Große Demonstration gegen das neue bayerische Polizeigesetz am 10. Mai in München (Foto: Casey Hugelfink)
Große Demonstration gegen das neue bayerische Polizeigesetz am 10. Mai in München (Foto: Casey Hugelfink)

In Kürze

  • EU-Krise und fortschreitender fortschrittlicher Stimmungsumschwung zwei zentrale Hintergründe des Streits
  • Merkel will Flüchtlinge an der EU-Grenze abweisen, Seehofer auch an der deutschen
  • Proteste gegen neue Polizeigesetze und Verschärfung der Flüchtlingspolitik gehören zusammen

Angela Merkel ahnt vermutlich, dass es bei den bisher 75.000 Demonstranten gegen das bayrische Polizeiaufgabengesetz nicht bleibt. In Nordrhein-Westfalen mobilisiert eine breite Aktionseinheit zur Demonstration am 7. Juli gegen das geplante Polizeigesetz. Seehofers Vorschlag der "Ankerzentren" stößt wie seine nationalistische Stimmungsmache auf breite Ablehnung.

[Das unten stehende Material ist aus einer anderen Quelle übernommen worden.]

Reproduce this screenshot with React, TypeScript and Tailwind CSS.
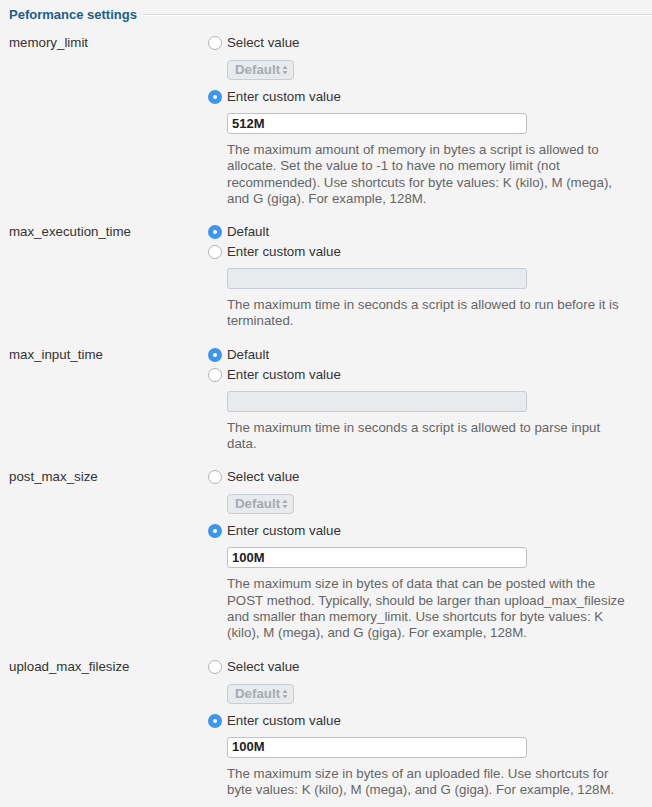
import React from 'react';

type Setting = {
  name: string;
  kind: 'select' | 'default';
  custom: boolean;
  value: string;
  desc: string[];
};

const settings: Setting[] = [
  {
    name: 'memory_limit',
    kind: 'select',
    custom: true,
    value: '512M',
    desc: [
      'The maximum amount of memory in bytes a script is allowed to',
      'allocate. Set the value to -1 to have no memory limit (not',
      'recommended). Use shortcuts for byte values: K (kilo), M (mega),',
      'and G (giga). For example, 128M.',
    ],
  },
  {
    name: 'max_execution_time',
    kind: 'default',
    custom: false,
    value: '',
    desc: [
      'The maximum time in seconds a script is allowed to run before it is',
      'terminated.',
    ],
  },
  {
    name: 'max_input_time',
    kind: 'default',
    custom: false,
    value: '',
    desc: ['The maximum time in seconds a script is allowed to parse input', 'data.'],
  },
  {
    name: 'post_max_size',
    kind: 'select',
    custom: true,
    value: '100M',
    desc: [
      'The maximum size in bytes of data that can be posted with the',
      'POST method. Typically, should be larger than upload_max_filesize',
      'and smaller than memory_limit. Use shortcuts for byte values: K',
      '(kilo), M (mega), and G (giga). For example, 128M.',
    ],
  },
  {
    name: 'upload_max_filesize',
    kind: 'select',
    custom: true,
    value: '100M',
    desc: [
      'The maximum size in bytes of an uploaded file. Use shortcuts for',
      'byte values: K (kilo), M (mega), and G (giga). For example, 128M.',
    ],
  },
];

const Radio = ({ checked, label }: { checked: boolean; label: string }) => (
  <div className="flex items-center h-[20px]">
    {checked ? (
      <span className="w-[14px] h-[14px] rounded-full bg-[#3d95f0] flex items-center justify-center">
        <span className="w-[4px] h-[4px] rounded-full bg-white" />
      </span>
    ) : (
      <span className="w-[14px] h-[14px] rounded-full bg-white border border-[#b3b3b3]" />
    )}
    <span className="ml-[5px]">{label}</span>
  </div>
);

const DisabledSelect = () => (
  <div className="mt-[7px] mb-[7px] ml-[19px] w-[67px] h-[20px] rounded-[4px] border border-[#c6cdd3] bg-[#e7ebee] flex items-center pl-[7px] pr-[5px] justify-between">
    <span className="font-bold text-[#a5acb2]">Default</span>
    <svg width="6" height="10" viewBox="0 0 6 10">
      <path d="M3 0.5 L5.5 4 H0.5 Z" fill="#a5acb2" />
      <path d="M3 9.5 L5.5 6 H0.5 Z" fill="#a5acb2" />
    </svg>
  </div>
);

export default function App() {
  return (
    <div className="min-h-screen bg-[#f4f4f4] text-[13.3px] text-[#333] font-['Liberation_Sans',Arial,sans-serif] pb-4">
      <div className="flex items-center pl-[9px] pt-[5px] h-[24px]">
        <h2 className="font-bold text-[#1c5e8c] text-[13px]">Peformance settings</h2>
        <div className="flex-1 ml-[6px] border-t border-[#d8d8d8] border-b border-b-white" />
      </div>

      <div className="mt-[9px] flex flex-col gap-[15px]">
        {settings.map((s) => (
          <div key={s.name} className="flex">
            <div className="w-[208px] shrink-0 pl-[9px] leading-[20px]">{s.name}</div>
            <div className="flex-1">
              {s.kind === 'select' ? (
                <>
                  <Radio checked={false} label="Select value" />
                  <DisabledSelect />
                </>
              ) : (
                <Radio checked label="Default" />
              )}
              <Radio checked={s.custom} label="Enter custom value" />
              <div
                className={`mt-[6px] ml-[19px] w-[300px] h-[21px] rounded-[3px] border flex items-center pl-[4px] ${
                  s.custom ? 'bg-white border-[#b9c1c9]' : 'bg-[#e8ebee] border-[#c5ccd3]'
                }`}
              >
                <span className="font-bold text-[#222] text-[13px]">{s.value}</span>
              </div>
              <div className="mt-[8px] ml-[19px] text-[#666] leading-[16.3px]">
                {s.desc.map((line) => (
                  <div key={line} className="whitespace-nowrap">
                    {line}
                  </div>
                ))}
              </div>
            </div>
          </div>
        ))}
      </div>
    </div>
  );
}
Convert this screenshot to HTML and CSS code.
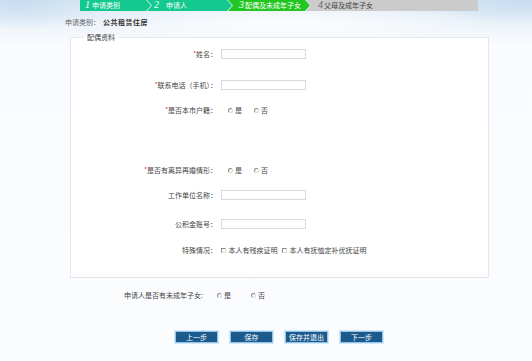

Die Lunte am Pulverfass Groko

Seehofers Masterplan verfolgt eine rassistische Politik gegen eine weltoffene, demokratische Flüchtlingspolitik und den fortschrittlichen Zusammenschluss zwischen einheimischer Bevölkerung und Flüchtlingen. Er ist  genau wie die geplanten Polizeigesetze, mit denen rein auf Verdacht Verurteilungen erfolgen können und die Unschuldsvermutung außer Kraft gesetzt wird, Hauptbestandteil einer neuen Stufe der Faschisierung des Staatsapparats in Deutschland.

 

Die Herrschenden reagieren auf eine wachsende Kapitalismuskritik und sich entfaltende Proteste - Stärke ist das nicht. Im Gegenteil fürchten die Herrschenden vor allem eine wachsende selbstbewusste Organisiertheit in den Protesten. Die willkürliche Durchsuchung kurdischer Einrichtungen gestern in Berlin, der Großangriff auf die gut organisierte Landeserstaufnahmestelle in Ellwangen Anfang Mai und der gescheiterte Kriminalisierungsversuch gegen die MLPD im Zusammenhang mit dem Rebellischen Musikfestival - all das zeigt, worüber sich Merkel, Seehofer und Co Sorgen machen.

 
Der Kampf für demokratische Rechte und Freiheiten und für ein uneingeschränktes Asylrecht für alle Unterdrückten auf antifaschistischer Grundlage gehören zusammen! In diesem Zusammenhang reichte vor einigen Tagen auch Stefan Engel Klage gegen Horst Seehofer und andere ein. Hintergrund ist der Versuch, den langjährigen Vorsitzenden der MLPD im Zusammenhang mit dem Rebellischen Musikfestival als "Gefährder" zu kriminalisieren (mehr dazu).

 

„Vorerst“ werde man keine Abstimmung der Fraktion im Asylstreit fordern, erklärte die CSU. Aber die Lunte am Pulverfass GroKo brennt. Ob und wie sie wieder zu löschen ist, ist derzeit noch nicht absehbar. Die eigentliche Gefahr für die Regierung geht dabei von sich entwickelnden Massenkämpfen aus.